-- BEGIN --

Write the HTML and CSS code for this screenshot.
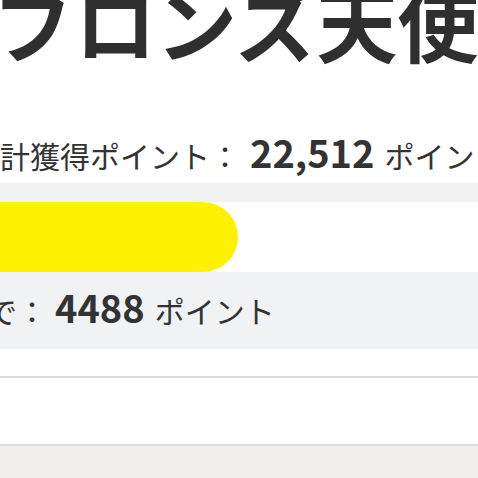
FILE: index.html
```html
<!DOCTYPE html>
<html lang="ja">
<head>
<meta charset="utf-8">
<title>ランク</title>
<link rel="stylesheet" href="styles.css">
</head>
<body>
<main class="page">
  <h1 class="rank">ブロンズ天使</h1>
  <p class="total">累計獲得ポイント：<strong class="num">22,512</strong>ポイント</p>
  <section class="progress-box">
    <div class="track"><div class="bar" style="width: 238px"></div></div>
    <p class="next">次のランクまで：<strong class="num">4488</strong>ポイント</p>
  </section>
  <div class="gap"></div>
  <div class="band"></div>
  <footer class="footer"></footer>
</main>
</body>
</html>
```
FILE: styles.css
```css
html, body {
  margin: 0;
  padding: 0;
  background: #fff;
}
body {
  width: 478px;
  height: 478px;
  overflow: hidden;
  font-family: "Noto Sans CJK JP", "Noto Sans", sans-serif;
  color: #333;
}
.page {
  display: flex;
  flex-direction: column;
}
.rank {
  margin: -20px 0 0 -6px;
  font-size: 81px;
  font-weight: 700;
  line-height: 81px;
  height: 145px;
  white-space: nowrap;
  color: #2f2f2f;
}
.total {
  margin: 0 0 0 -30px;
  height: 58px;
  font-size: 30px;
  line-height: 60px;
  white-space: nowrap;
}
.num {
  font-size: 38px;
  font-weight: 700;
  line-height: 1;
  margin: 0 10px 0 10px;
}
.next .num {
  margin: 0 10px 0 8px;
}
.progress-box {
  background: #f0f2f4;
  padding-top: 19px;
  height: 166px;
  box-sizing: border-box;
}
.track {
  background: #fff;
  height: 70px;
  display: flex;
}
.bar {
  background: #fff200;
  height: 100%;
  border-radius: 0 35px 35px 0;
}
.next {
  margin: 0 0 0 -193px;
  height: 77px;
  font-size: 30px;
  line-height: 77px;
  white-space: nowrap;
}
.gap {
  height: 27px;
}
.band {
  height: 66px;
  border-top: 2px solid #dcdcdc;
  border-bottom: 2px solid #dcdcdc;
}
.footer {
  background: #f1f0ee;
  height: 40px;
}
```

-- END --

Keep every word of the data as it is when you write it out, but drop the pictures.

Write the HTML and CSS code for this screenshot.
FILE: index.html
```html
<!DOCTYPE html>
<html lang="ja">
<head>
<meta charset="utf-8">
<title>ランク</title>
<link rel="stylesheet" href="styles.css">
</head>
<body>
<main class="page">
  <h1 class="rank">ブロンズ天使</h1>
  <p class="total">累計獲得ポイント：<strong class="num">22,512</strong>ポイント</p>
  <section class="progress-box">
    <div class="track"><div class="bar" style="width: 238px"></div></div>
    <p class="next">次のランクまで：<strong class="num">4488</strong>ポイント</p>
  </section>
  <div class="gap"></div>
  <div class="band"></div>
  <footer class="footer"></footer>
</main>
</body>
</html>
```
FILE: styles.css
```css
html, body {
  margin: 0;
  padding: 0;
  background: #fff;
}
body {
  width: 478px;
  height: 478px;
  overflow: hidden;
  font-family: "Noto Sans CJK JP", "Noto Sans", sans-serif;
  color: #333;
}
.page {
  display: flex;
  flex-direction: column;
}
.rank {
  margin: -20px 0 0 -6px;
  font-size: 81px;
  font-weight: 700;
  line-height: 81px;
  height: 145px;
  white-space: nowrap;
  color: #2f2f2f;
}
.total {
  margin: 0 0 0 -30px;
  height: 58px;
  font-size: 30px;
  line-height: 60px;
  white-space: nowrap;
}
.num {
  font-size: 38px;
  font-weight: 700;
  line-height: 1;
  margin: 0 10px 0 10px;
}
.next .num {
  margin: 0 10px 0 8px;
}
.progress-box {
  background: #f0f2f4;
  padding-top: 19px;
  height: 166px;
  box-sizing: border-box;
}
.track {
  background: #fff;
  height: 70px;
  display: flex;
}
.bar {
  background: #fff200;
  height: 100%;
  border-radius: 0 35px 35px 0;
}
.next {
  margin: 0 0 0 -193px;
  height: 77px;
  font-size: 30px;
  line-height: 77px;
  white-space: nowrap;
}
.gap {
  height: 27px;
}
.band {
  height: 66px;
  border-top: 2px solid #dcdcdc;
  border-bottom: 2px solid #dcdcdc;
}
.footer {
  background: #f1f0ee;
  height: 40px;
}
```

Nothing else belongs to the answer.